|
From: Julian S. <js...@ac...> - 2012-09-24 18:35:50
|
On Monday, September 24, 2012, Carl E. Love wrote: > I was just looking into the POWER architectures a bit more to make sure > they would be reasonably easy to support. Just to be clear, are there > any Valgrind restrictions on the cache sizes, specifically must be a > power of 2? > > I see the Power 5 has an L2 unified cache of 1.875MB and and L3 unified, > shared cache of size 36MB. I was doing some cache studies last year and > I remember there being issues where the cache size must be a power of 2. > I don't remember what tool it was now that had that restriction. > > Similarly, must the Valgrind cache associativity be a power of 2? The > POWER 5 processor's L2 cache is 10-way set associative. The same thing happens with server-level CPUs from Intel and AMD. I think Florian is presenting a general mechanism that allows recording of the cache details, regardless of whether they are something the various tools can handle, or not. And I think that's the right approach.
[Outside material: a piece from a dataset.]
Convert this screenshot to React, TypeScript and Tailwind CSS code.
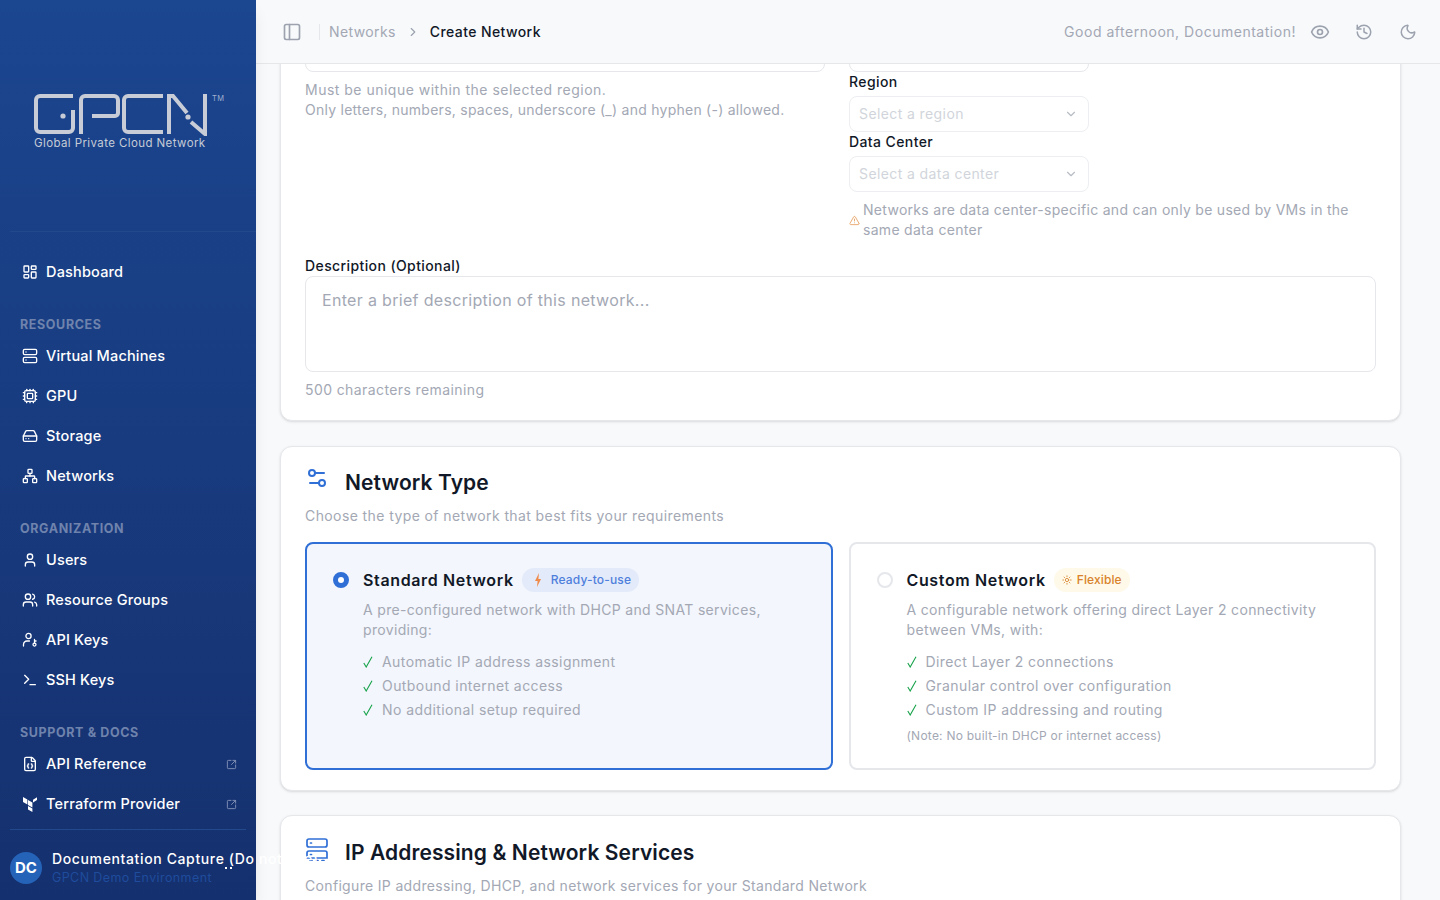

As you say, though, some of the cache simulators have problems with non-power-of-2 sizes or associativities (can't remember which), so that the number of cache sets isn't a power of 2. So far that has been kludged up by postprocessing the cache info so as (in the right circumstances) increase the stated associativity by 50% (eg, a factor of 3/2) and decreasing the number of lines by the same factor, so as to make the number of lines be a power of 2 whilst not changing the overall capacity of the cache that is simulated. This kind of gets around the problem for cache sizes of (eg) 12MB (viz, 3/2 * 8MB) but does not fix it for cache sizes of (eg) 10MB since there is no code to do rescaling for the ratio 5/4. This stuff (+ big comment) is in get_caches_from_CPUID in cachegrind/cg-x86-amd64.c. If you or anybody else wants to do the 5/4 rescaling case, pls feel free :) I suppose this stuff should get lifted out, as part of Florian's reorg, and made general. J |